Nobody should know this better than comrade Bill himself. He was, after all, a victim of the “democratic centralism” of Workers Power – ‘democratic sectism’ in other words. We need to fight for the most open and frank exchange of views because only under these combative conditions can the truth be established. Simply repeating the majority line again and again is worse than useless.
Platform
Platform
Answer
“Do Weekly Worker readers think this strategy is reasonable, impossible, or both?” asks Tim Gee of an article by Justin Kenrick in the Scottish Left Review, which argues for a “Transitional Alliance ... to bring together a green focus on the exploitation and destruction of human and other ecologies with a socialist focus on the capitalist process” (Letters, January 31).
The premise of the article is to bring together reds and greens into an alliance or, in other words, that there should be no distinction, but a homogeneous group. Kenrick suggests the process would start with an alliance of transition communities based on long-term planning and sustainability, probably involving localised energy supply, going carbon-neutral, permaculture and other initiatives that many greens currently advocate. Furthermore, the philosophy would be cooperation, not competition.
Kenrick appears to think that a socialist solution to the suffering caused by capitalism is to increase production and distribution rather than recognise that the problem is the inequality of producing and consuming commodities.
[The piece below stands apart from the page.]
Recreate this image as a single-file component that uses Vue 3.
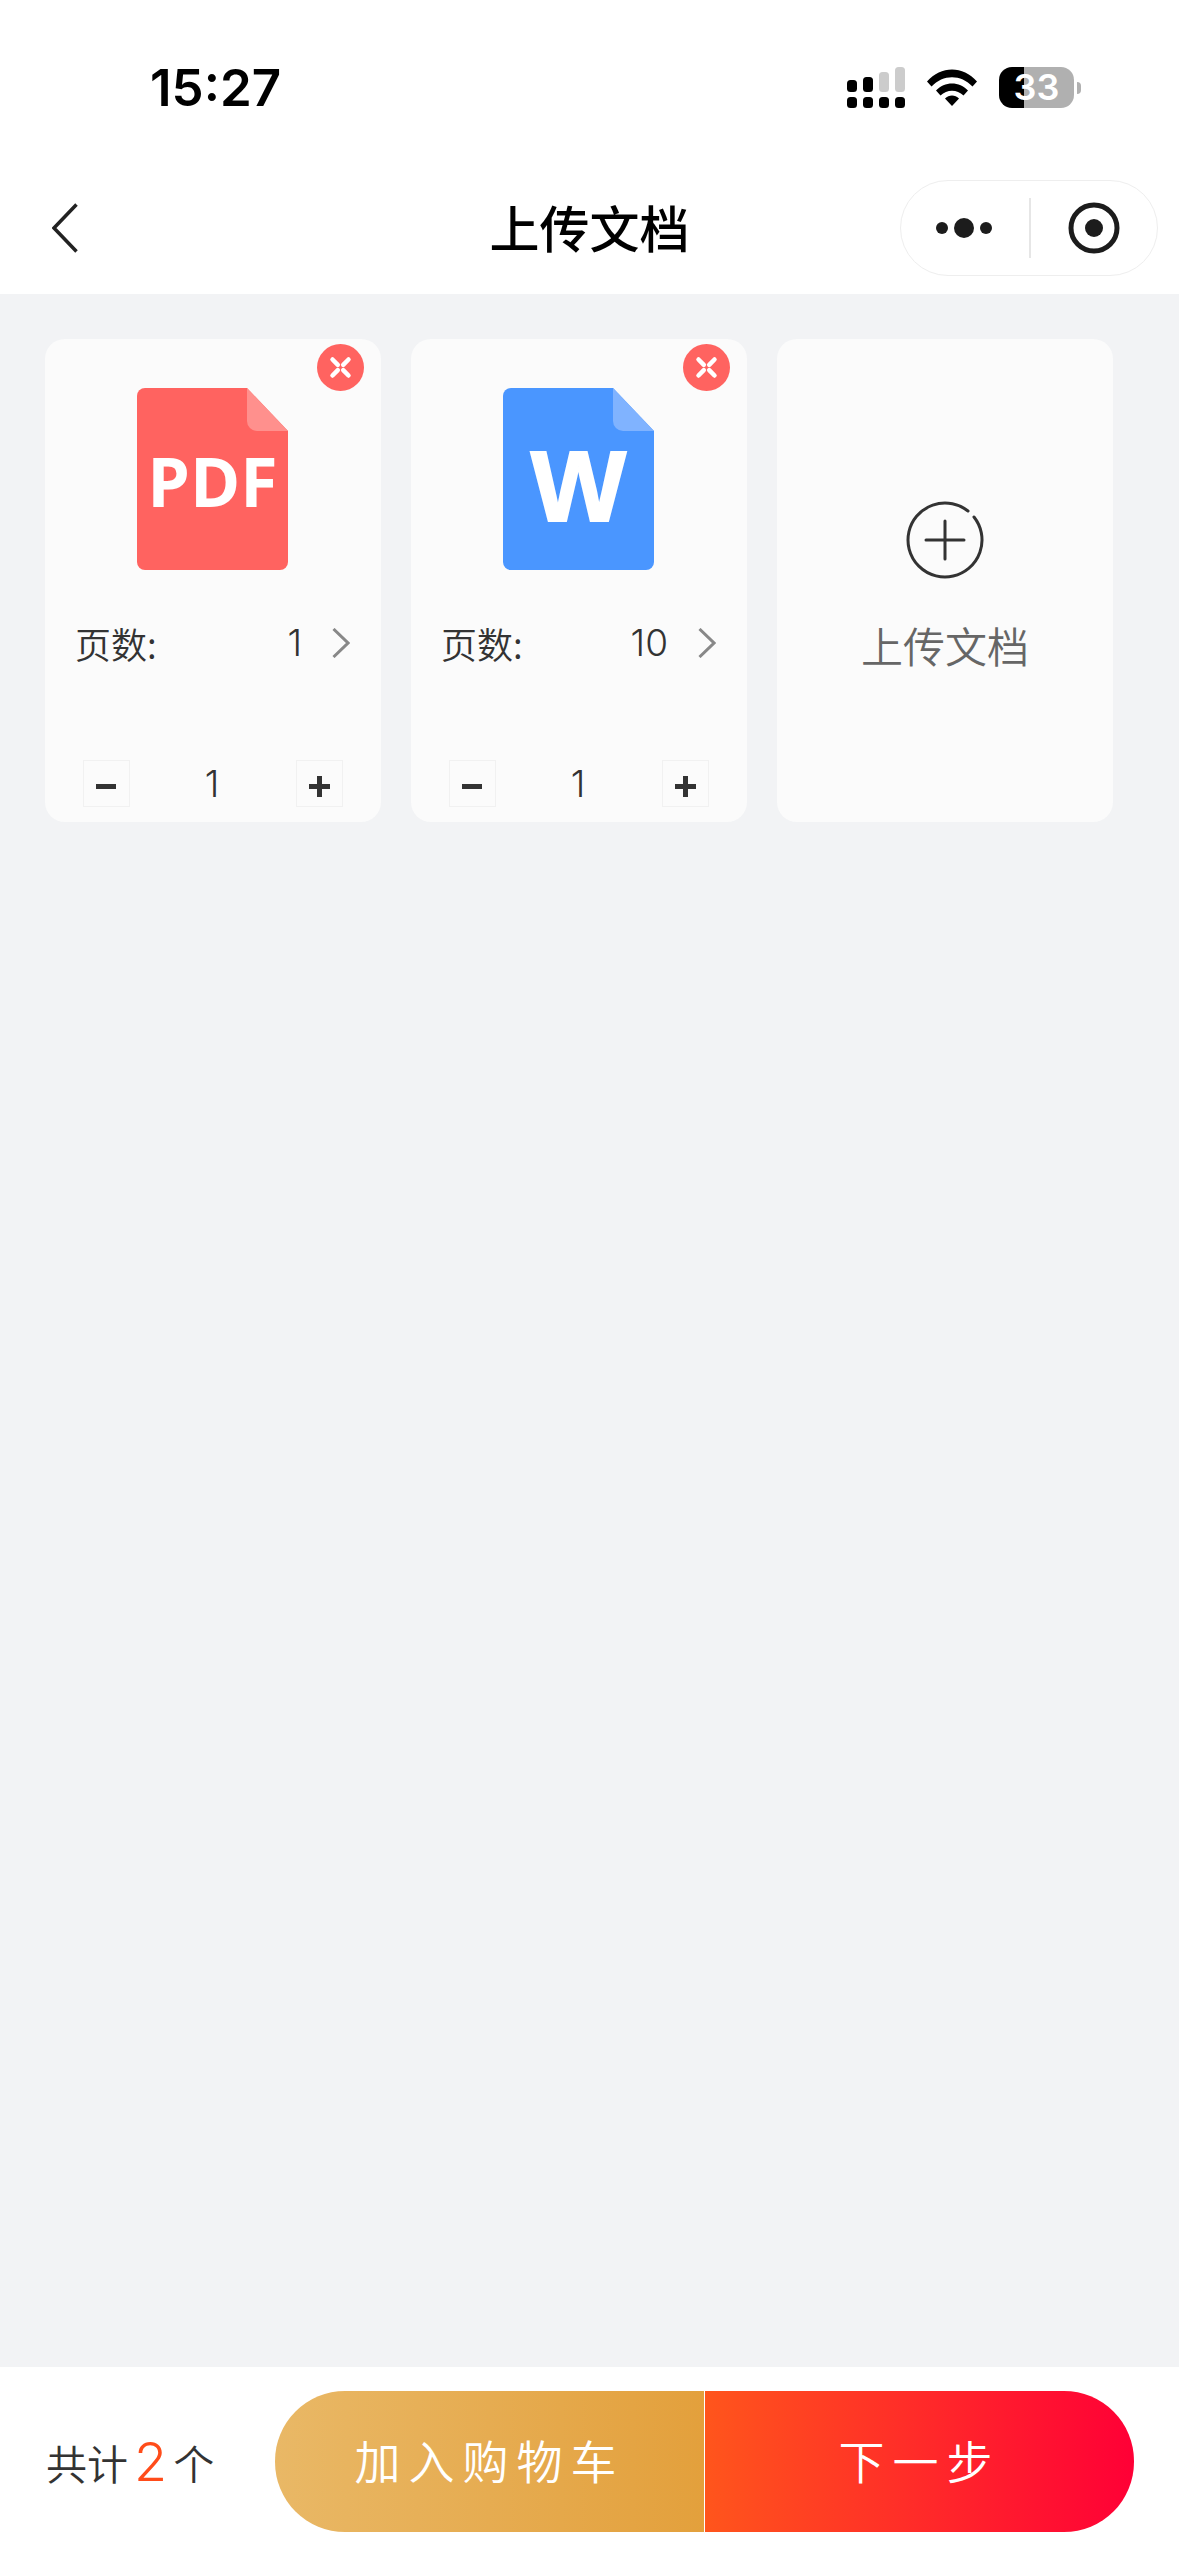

However, as I pointed out in my article on nuclear power, “what needs to be challenged is not only the specifics of nuclear power, but also the logic of capitalist expansionism - on the basis of real human needs” (‘Nuclear power irrationality’, January 17).
There are many activities in capitalist society that are unnecessary, such as car journeys, advertising and jobs that merely service capitalism. Dispensing with them would free up resources and labour to do useful work, which would not necessarily increase production. Kenrick does not say how he will provide for six billion people, apart from generalised statements about local transition communities ensuring our collective well-being.
Kenrick’s suggestion that we need to reconfigure what is socially possible and reclaim the political space is similar to Eugen Dühring’s proposal for economic communes. Kenrick has not clearly said if money is to be used in this transitional stage. During the transition stage there will continue to be capitalism, so what methods are to be used to stop individuals entering the capitalist world? And what is to stop the full force of the capitalist state knocking on the door of the transition communities during the critical moments when they face, as he calls it, the “barrage of threats from financial, media and state powers”?
Kenrick suggests we mirror the capitalists with our own forms of resistance, of media and mobilisation. It appears that he would revert back to some imagined community that never really existed, apart from the imagination of fiction writers. The answer to Tim Gee’s question is: ‘Impossible’.